DATASET EXCERPTS
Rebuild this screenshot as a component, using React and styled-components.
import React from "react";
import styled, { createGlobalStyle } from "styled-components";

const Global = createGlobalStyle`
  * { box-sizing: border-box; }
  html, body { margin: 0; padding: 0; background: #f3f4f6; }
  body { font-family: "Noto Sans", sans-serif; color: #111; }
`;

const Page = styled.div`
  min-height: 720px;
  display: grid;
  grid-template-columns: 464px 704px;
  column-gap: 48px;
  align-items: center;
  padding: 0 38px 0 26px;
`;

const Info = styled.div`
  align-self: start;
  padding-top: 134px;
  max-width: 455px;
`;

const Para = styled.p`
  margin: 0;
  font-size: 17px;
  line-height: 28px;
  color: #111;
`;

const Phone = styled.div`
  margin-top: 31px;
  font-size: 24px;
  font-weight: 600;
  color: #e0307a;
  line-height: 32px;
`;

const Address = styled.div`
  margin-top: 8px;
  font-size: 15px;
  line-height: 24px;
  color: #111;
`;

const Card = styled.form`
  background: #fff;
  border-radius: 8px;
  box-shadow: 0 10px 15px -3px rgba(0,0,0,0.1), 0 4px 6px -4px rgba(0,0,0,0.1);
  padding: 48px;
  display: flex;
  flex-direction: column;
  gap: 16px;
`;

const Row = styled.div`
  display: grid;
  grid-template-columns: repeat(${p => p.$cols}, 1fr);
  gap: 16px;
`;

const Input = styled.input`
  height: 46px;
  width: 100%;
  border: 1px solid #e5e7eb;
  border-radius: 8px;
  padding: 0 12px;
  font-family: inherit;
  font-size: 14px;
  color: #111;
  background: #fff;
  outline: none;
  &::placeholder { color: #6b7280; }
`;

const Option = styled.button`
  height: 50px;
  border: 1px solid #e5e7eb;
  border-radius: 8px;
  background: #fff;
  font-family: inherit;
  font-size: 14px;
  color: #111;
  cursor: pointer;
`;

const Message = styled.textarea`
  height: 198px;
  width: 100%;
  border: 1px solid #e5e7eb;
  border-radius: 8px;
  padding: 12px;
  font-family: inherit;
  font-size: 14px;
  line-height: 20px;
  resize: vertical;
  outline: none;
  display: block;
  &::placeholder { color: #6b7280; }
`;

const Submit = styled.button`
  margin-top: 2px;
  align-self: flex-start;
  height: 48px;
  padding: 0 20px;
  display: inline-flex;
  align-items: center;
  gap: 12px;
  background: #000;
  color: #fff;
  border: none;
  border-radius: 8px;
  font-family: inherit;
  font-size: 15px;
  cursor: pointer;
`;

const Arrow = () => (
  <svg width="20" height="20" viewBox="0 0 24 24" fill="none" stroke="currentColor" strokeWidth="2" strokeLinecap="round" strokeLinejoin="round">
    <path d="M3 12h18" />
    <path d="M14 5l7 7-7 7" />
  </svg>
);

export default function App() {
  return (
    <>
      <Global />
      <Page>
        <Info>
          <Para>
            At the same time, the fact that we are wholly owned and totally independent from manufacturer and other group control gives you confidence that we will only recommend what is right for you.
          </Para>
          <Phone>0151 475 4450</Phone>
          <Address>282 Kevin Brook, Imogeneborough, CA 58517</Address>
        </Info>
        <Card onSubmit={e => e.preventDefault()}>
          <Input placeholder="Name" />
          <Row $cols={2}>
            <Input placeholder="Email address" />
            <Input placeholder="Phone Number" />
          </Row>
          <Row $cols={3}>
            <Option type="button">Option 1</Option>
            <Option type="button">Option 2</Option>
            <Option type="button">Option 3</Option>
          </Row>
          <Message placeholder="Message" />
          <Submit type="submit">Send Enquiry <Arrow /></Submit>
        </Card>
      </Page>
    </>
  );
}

* * *

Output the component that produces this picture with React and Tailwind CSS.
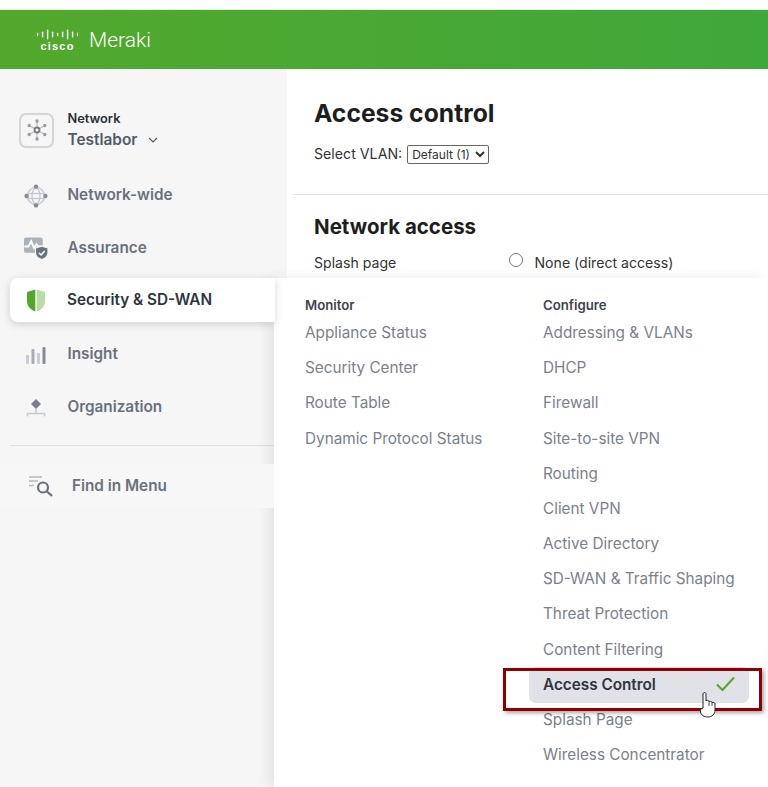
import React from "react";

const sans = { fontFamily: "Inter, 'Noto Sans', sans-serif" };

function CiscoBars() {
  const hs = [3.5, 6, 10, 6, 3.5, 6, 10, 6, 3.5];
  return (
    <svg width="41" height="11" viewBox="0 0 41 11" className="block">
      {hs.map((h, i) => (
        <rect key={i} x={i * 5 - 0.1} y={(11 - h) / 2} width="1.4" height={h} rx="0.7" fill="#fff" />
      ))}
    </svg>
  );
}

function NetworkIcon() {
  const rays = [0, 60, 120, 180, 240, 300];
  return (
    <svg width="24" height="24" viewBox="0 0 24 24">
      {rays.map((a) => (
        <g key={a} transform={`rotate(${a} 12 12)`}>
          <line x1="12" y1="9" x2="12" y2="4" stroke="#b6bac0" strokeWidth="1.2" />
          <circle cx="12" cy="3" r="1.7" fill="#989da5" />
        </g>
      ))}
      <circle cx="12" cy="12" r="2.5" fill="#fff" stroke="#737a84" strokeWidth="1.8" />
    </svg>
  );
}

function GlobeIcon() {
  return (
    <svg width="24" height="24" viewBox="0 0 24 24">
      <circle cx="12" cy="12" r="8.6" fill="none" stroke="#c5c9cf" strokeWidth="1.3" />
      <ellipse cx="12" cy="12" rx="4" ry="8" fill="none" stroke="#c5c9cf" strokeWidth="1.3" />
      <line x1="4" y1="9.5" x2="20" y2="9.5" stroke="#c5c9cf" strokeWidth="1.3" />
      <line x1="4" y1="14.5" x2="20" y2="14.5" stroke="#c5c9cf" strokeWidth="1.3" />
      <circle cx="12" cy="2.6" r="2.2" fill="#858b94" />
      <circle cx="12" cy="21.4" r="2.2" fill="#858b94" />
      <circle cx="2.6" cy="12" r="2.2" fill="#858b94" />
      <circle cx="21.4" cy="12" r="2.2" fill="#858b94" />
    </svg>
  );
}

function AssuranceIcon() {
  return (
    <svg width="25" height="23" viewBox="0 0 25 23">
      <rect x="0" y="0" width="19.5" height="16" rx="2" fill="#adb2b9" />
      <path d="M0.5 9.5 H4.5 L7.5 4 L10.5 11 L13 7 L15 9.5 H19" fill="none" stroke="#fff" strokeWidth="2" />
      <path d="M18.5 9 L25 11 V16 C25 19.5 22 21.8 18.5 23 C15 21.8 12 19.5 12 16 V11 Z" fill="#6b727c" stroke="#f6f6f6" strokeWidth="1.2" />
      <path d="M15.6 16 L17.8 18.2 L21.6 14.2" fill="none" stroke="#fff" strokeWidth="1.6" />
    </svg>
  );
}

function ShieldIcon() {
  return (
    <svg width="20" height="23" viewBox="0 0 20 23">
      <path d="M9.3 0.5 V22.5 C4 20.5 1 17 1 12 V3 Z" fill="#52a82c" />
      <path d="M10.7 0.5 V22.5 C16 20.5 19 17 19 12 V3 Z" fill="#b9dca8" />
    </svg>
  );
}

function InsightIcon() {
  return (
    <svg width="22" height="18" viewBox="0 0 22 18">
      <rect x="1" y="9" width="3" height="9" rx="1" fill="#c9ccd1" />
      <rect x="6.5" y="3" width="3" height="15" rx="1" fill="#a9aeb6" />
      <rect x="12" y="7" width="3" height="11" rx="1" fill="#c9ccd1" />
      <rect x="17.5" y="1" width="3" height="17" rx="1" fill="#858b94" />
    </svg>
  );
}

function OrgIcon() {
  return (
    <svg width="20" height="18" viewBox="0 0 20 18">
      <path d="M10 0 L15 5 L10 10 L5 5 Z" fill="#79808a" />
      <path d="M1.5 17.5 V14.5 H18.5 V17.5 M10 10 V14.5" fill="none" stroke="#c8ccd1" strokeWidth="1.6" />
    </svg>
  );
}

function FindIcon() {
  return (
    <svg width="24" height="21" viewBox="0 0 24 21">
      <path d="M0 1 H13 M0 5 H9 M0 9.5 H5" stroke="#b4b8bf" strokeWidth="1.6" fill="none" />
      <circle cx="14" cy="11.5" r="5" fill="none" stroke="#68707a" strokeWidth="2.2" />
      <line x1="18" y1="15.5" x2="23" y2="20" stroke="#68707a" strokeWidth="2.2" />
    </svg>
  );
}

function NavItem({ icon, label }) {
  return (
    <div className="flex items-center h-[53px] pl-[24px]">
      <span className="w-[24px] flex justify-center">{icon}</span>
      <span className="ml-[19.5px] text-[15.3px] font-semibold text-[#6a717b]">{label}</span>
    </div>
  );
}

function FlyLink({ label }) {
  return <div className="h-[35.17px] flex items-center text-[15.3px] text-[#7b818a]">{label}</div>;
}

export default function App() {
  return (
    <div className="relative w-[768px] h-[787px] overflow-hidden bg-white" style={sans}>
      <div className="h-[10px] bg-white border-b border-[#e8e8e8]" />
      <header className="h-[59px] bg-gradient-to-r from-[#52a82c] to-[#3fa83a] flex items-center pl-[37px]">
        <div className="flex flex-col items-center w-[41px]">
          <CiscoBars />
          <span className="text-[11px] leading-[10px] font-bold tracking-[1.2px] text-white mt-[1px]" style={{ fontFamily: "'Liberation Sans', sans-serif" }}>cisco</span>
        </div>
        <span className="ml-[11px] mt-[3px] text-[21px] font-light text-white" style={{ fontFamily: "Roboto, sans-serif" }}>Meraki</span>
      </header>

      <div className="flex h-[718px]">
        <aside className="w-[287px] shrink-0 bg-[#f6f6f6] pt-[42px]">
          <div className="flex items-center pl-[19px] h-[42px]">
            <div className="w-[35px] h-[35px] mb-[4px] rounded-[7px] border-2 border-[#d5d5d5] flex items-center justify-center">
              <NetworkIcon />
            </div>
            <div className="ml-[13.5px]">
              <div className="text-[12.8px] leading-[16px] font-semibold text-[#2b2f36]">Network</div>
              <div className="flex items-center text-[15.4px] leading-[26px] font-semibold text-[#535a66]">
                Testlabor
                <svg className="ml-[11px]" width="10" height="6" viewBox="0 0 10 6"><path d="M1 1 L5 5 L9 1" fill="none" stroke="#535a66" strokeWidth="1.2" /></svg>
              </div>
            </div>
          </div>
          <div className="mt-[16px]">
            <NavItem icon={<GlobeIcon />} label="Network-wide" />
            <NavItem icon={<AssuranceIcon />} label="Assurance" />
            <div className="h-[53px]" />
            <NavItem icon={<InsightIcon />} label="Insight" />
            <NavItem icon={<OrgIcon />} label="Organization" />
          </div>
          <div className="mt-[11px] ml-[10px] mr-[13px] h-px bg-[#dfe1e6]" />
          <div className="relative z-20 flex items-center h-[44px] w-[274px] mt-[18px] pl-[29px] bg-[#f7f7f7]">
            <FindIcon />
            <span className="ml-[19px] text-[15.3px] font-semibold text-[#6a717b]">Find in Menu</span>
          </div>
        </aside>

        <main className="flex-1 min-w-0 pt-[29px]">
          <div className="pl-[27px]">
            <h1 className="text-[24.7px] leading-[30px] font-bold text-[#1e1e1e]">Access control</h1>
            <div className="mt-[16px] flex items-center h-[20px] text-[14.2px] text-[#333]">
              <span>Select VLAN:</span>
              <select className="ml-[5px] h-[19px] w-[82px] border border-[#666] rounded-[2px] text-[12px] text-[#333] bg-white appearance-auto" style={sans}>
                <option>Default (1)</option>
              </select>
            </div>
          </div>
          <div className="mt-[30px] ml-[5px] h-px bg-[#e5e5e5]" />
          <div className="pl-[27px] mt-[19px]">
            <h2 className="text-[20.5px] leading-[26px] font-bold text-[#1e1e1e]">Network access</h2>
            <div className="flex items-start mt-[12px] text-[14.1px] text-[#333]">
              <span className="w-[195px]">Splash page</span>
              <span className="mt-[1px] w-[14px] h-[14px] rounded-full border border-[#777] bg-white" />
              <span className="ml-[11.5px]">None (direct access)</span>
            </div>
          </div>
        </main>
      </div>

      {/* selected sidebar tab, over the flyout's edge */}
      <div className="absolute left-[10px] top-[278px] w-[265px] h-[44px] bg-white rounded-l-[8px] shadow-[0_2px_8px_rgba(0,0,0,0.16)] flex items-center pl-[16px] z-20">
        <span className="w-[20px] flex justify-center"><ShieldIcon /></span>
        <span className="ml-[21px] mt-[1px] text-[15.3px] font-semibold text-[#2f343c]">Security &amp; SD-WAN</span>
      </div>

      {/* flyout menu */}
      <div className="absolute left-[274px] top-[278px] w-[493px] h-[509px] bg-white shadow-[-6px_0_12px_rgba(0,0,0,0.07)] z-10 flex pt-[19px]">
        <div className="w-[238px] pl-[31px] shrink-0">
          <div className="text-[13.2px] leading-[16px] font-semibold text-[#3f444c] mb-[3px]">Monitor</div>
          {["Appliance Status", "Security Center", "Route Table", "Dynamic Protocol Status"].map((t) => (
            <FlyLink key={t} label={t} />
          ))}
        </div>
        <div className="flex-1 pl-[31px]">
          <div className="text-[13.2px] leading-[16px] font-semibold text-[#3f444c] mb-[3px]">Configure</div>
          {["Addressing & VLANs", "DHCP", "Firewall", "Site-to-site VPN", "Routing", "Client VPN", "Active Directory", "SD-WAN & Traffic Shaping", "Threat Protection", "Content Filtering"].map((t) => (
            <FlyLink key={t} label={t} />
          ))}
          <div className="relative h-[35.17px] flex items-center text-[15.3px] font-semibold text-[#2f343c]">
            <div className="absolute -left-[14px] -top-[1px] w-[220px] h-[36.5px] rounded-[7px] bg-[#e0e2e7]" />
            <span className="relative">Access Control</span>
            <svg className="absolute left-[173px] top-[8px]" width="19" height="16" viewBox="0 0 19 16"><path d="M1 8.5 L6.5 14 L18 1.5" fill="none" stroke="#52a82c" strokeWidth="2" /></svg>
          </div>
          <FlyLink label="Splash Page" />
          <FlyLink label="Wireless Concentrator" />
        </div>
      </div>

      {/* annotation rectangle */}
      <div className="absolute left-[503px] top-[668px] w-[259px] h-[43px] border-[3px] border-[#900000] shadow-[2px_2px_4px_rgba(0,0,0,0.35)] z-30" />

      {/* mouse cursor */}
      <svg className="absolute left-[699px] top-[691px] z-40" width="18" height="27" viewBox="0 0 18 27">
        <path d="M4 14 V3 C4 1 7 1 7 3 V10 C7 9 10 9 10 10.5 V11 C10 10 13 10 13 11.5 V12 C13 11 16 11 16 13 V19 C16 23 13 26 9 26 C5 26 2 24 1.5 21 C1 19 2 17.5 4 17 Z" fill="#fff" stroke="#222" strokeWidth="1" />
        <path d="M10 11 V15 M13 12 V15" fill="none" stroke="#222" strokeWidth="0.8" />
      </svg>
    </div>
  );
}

GIVEN TASK
Where does the word "components" appear? Return each line that holds it.

COMPLETED EXERCISE
Rebuild this screenshot as a component, using React and styled-components.
import styled, { createGlobalStyle } from "styled-components";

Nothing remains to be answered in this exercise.